Wednesday, March 22, 2017

Planting Seeds

I've gotten behind my seed-planting schedule with the computer problems, but I made some major progress last evening.  The delay shouldn't cause too much of a problem.  My indoors tomatoes and peppers and leeks were planted on time and they are up and growing.  And the unusual late cold would probably have killed the beets and peas I should have planted outside anyway.

The late indoors plantings were all of flowers and I got 7 flats of them planted.  And since planting the seeds directly outdoors is scheduled for 4 weeks from now, all I have lost is 3 weeks of a headstart.

I'm trying something new this year.  Most of my existing perennial flowers have died out over the past years, and to tell you the truth, perennials don't bloom for very long and you have the same flowers in the same colors in the same places for years.

So I'm trying a cottage garden.  I bought a dozen packets of seeds of a few perennials and mostly self-sowing annuals.  I planted 6 of each in cell-packs (in my own sifted starter soil I mixed last month), so I know I have some growing plants of each type.  I'll plant the seedlings randomly in the old flowerbed along the fence.

And then, I will scatter most of the rest of the seeds around the bed randomly.  I have already spread 3" of 50/50 compost and topsoil mix around, so the scattered seeds should have a good start.  The indoors-grown seedlings will guarantee me of "something", and the scatterred direct-sown seeds may surprize me.  I'm keeping some of each in case the direct-sowing fails.

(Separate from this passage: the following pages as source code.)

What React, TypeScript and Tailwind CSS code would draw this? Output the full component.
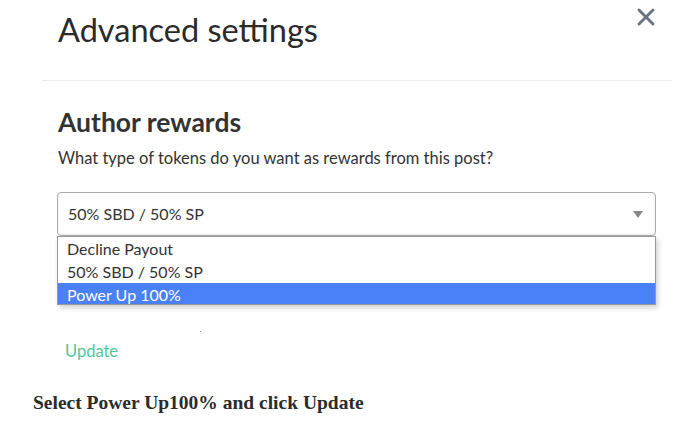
import { X } from "lucide-react";

const options = ["Decline Payout", "50% SBD / 50% SP", "Power Up 100%"];

export default function App() {
  const selected = "Power Up 100%";

  return (
    <div className="relative h-[424px] w-[682px] overflow-hidden bg-white font-['Lato',sans-serif] text-[#333]">
      <div className="flex items-start justify-between pl-[58px] pr-[22px] pt-[10px]">
        <h1 className="text-[32.5px] font-normal leading-[40px] text-[#2a2a2a]">Advanced settings</h1>
        <X className="-mt-[7px] h-[28px] w-[28px] text-[#6b7280]" strokeWidth={2.5} />
      </div>

      <div className="ml-[42px] mr-[10px] mt-[30px] border-t border-[#ececec]" />

      <div className="pl-[58px] pr-[26px] pt-[26px]">
        <h2 className="text-[26.5px] font-bold leading-[30px] text-[#333]">Author rewards</h2>
        <p className="mt-[10px] text-[16.5px] leading-[22px] text-[#333]">
          What type of tokens do you want as rewards from this post?
        </p>

        <div className="mt-[23px] -ml-px">
          <div className="flex h-[44px] items-center justify-between rounded-[4px] border border-[#aaa] bg-white pl-[10px] pr-[12px] shadow-[inset_0_-1px_2px_rgba(0,0,0,0.08)]">
            <span className="text-[16px] text-[#333]">50% SBD / 50% SP</span>
            <span className="h-0 w-0 border-x-[5px] border-t-[7px] border-x-transparent border-t-[#888]" />
          </div>
          <ul className="h-[69px] overflow-hidden border border-[#999] bg-white shadow-[2px_3px_5px_rgba(0,0,0,0.18)]">
            {options.map((o) => (
              <li
                key={o}
                className={
                  o === selected
                    ? "h-[23px] bg-[#4a80f8] pl-[9px] text-[16px] leading-[23px] text-white"
                    : "h-[23px] pl-[9px] text-[16px] leading-[23px] text-[#333]"
                }
              >
                {o}
              </li>
            ))}
          </ul>
        </div>

        <div className="ml-[142px] mt-[26px] h-px w-px bg-[#999]" />

        <button className="ml-[7px] mt-[8px] text-[16.5px] leading-[22px] text-[#4fc99a]">Update</button>
      </div>

      <p className="pl-[33px] pt-[28px] font-['Liberation_Serif',serif] text-[19.5px] font-bold leading-[24px] text-[#2b2b2b]">
        Select Power Up100% and click Update
      </p>
    </div>
  );
}
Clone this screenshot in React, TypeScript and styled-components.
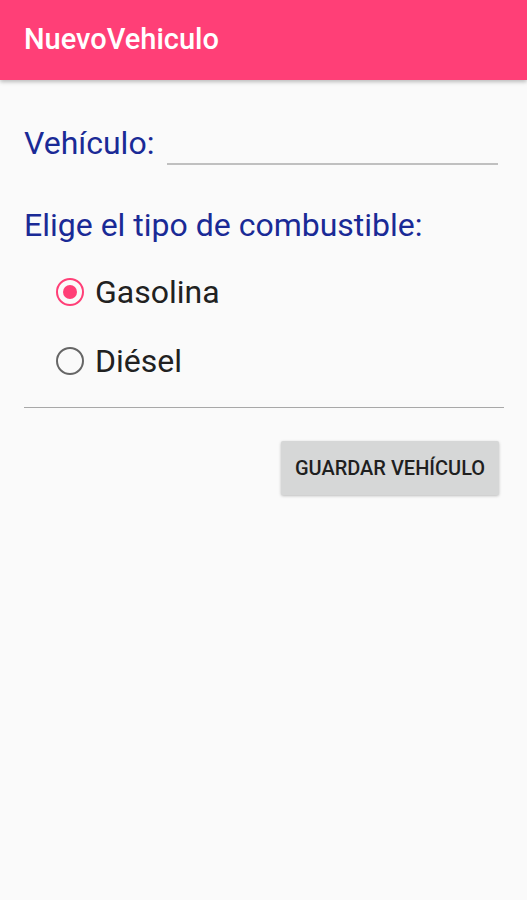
import React from "react";
import styled, { createGlobalStyle } from "styled-components";

const GlobalStyle = createGlobalStyle`
    html, body {
        margin: 0;
        padding: 0;
        background: #fafafa;
        font-family: Roboto, "Noto Sans", sans-serif;
    }
`;

const Screen = styled.div`
    width: 527px;
    height: 900px;
    background: #fafafa;
    display: flex;
    flex-direction: column;
`;

const AppBar = styled.header`
    height: 80px;
    background: #ff3f77;
    box-shadow: 0 2px 4px rgba(0, 0, 0, 0.25);
    display: flex;
    align-items: center;
    padding: 0 24px;
    flex-shrink: 0;
`;

const Title = styled.h1`
    margin: 0;
    color: #ffffff;
    font-size: 29px;
    font-weight: 500;
    padding-bottom: 2px;
`;

const Content = styled.main`
    padding: 45px 23px 0 24px;
    display: flex;
    flex-direction: column;
`;

const FieldRow = styled.div`
    display: flex;
    align-items: flex-end;
    gap: 13px;
`;

const Label = styled.span`
    color: #1a2a96;
    font-size: 32px;
    line-height: 36px;
`;

const TextInput = styled.input`
    flex: 1;
    min-width: 0;
    margin-right: 6px;
    margin-bottom: -4px;
    border: none;
    border-bottom: 2px solid #c0c0c0;
    background: transparent;
    height: 30px;
    outline: none;
    font-size: 26px;
`;

const Question = styled(Label)`
    margin-top: 46px;
`;

const RadioGroup = styled.div`
    display: flex;
    flex-direction: column;
    gap: 33px;
    padding: 31px 0 0 32px;
`;

const RadioRow = styled.label`
    display: flex;
    align-items: center;
    gap: 11px;
    font-size: 32px;
    color: #212121;
    line-height: 36px;
`;

const RadioCircle = styled.span<{ $checked?: boolean }>`
    width: 28px;
    height: 28px;
    box-sizing: border-box;
    border-radius: 50%;
    border: 2.5px solid ${(p) => (p.$checked ? "#ff3f77" : "#666666")};
    display: flex;
    align-items: center;
    justify-content: center;
    &::after {
        content: "";
        width: 14px;
        height: 14px;
        border-radius: 50%;
        background: ${(p) => (p.$checked ? "#ff3f77" : "transparent")};
    }
`;

const Divider = styled.hr`
    margin: 28px 0 0 0;
    border: none;
    border-top: 1.5px solid #a8a8a8;
`;

const ButtonRow = styled.div`
    display: flex;
    justify-content: flex-end;
    padding-top: 33px;
    padding-right: 5px;
`;

const Button = styled.button`
    width: 218px;
    height: 54px;
    padding: 0;
    border: none;
    border-radius: 2px;
    background: #d6d7d7;
    box-shadow: 0 1px 3px rgba(0, 0, 0, 0.25);
    color: #1f1f1f;
    font-family: Roboto, sans-serif;
    font-size: 20px;
    font-weight: 500;
`;

export default function App() {
    return (
        <>
            <GlobalStyle />
            <Screen>
                <AppBar>
                    <Title>NuevoVehiculo</Title>
                </AppBar>
                <Content>
                    <FieldRow>
                        <Label>Vehículo:</Label>
                        <TextInput />
                    </FieldRow>
                    <Question>Elige el tipo de combustible:</Question>
                    <RadioGroup>
                        <RadioRow>
                            <RadioCircle $checked />
                            Gasolina
                        </RadioRow>
                        <RadioRow>
                            <RadioCircle />
                            Diésel
                        </RadioRow>
                    </RadioGroup>
                    <Divider />
                    <ButtonRow>
                        <Button>GUARDAR VEHÍCULO</Button>
                    </ButtonRow>
                </Content>
            </Screen>
        </>
    );
}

Partly, I'm doing this because I've been too organized about my plantings for many years.  It's not that I'm "formal", just rather geometrically-oriented and rather controlling.  Oh wait, that's what "formal" is, isnt it?  I want to force my hand on Nature.  Well, let's see what Nature will do on its own.  It is time to try a different approach!

For anyone interested, I have a real system for indoor seed-starting.  To begin with, I have a metal shelving stand that I added lights to (Ooh, my English Teacher would scream.  That should be "to which I added lights")
I mix my own starter soil from compost, peat, vermiculite, and perlite.  I fill a large barrel with it.

I reuse 6 pack cels each year, but I soak them in the laundry tub with some bleach overnight and then rinse them.  Then I add them to flats that hold water and add a mesh flat underneath for strength.  One 6 pack cel is a 5 cel; I cut one out to make watering easier.

I have a plastic bin that holds a whole flat.  I can just dump starter soil in  and scrape off the excess without waste.  The extra goes back in the starter soil trash can.  So I have a flat of cel packs leveled with soil to plant in.

Most of the cottage garden seeds are surface-sprouters.  They need light to germinate so they are just pressed lightly into the soil.  A few 6 pack cels stacked together make a perfect presser.  Others want 1/8" to as much as 1" depth.  Well that's what fingers are for! 

The surface-planted ones need light to germinate, so they get on the light stand.  The others just get stacked up until the emerge and then they get their space on the stand.  My basement stays at 64F, which is fine for most flowers.  The few that want 70-75 get stacked on the upstairs rack.  They grow better at 65F some they go back downstairs on emergence.

It's a real dance sometimes.  But what is the purpose of a hobby but to take some work?  I mean, if everytime you tossed a bowling ball any way and got a strike, who would bother to bowl?  The purpose of a hobby is to focus some effort and get good at it. 

I am hoping for some very interesting different flower garden this year and for the next few years.


1 comment:

Megan said...

Very interesting.

One of these days ... I'm going to invest time and effort in building a garden!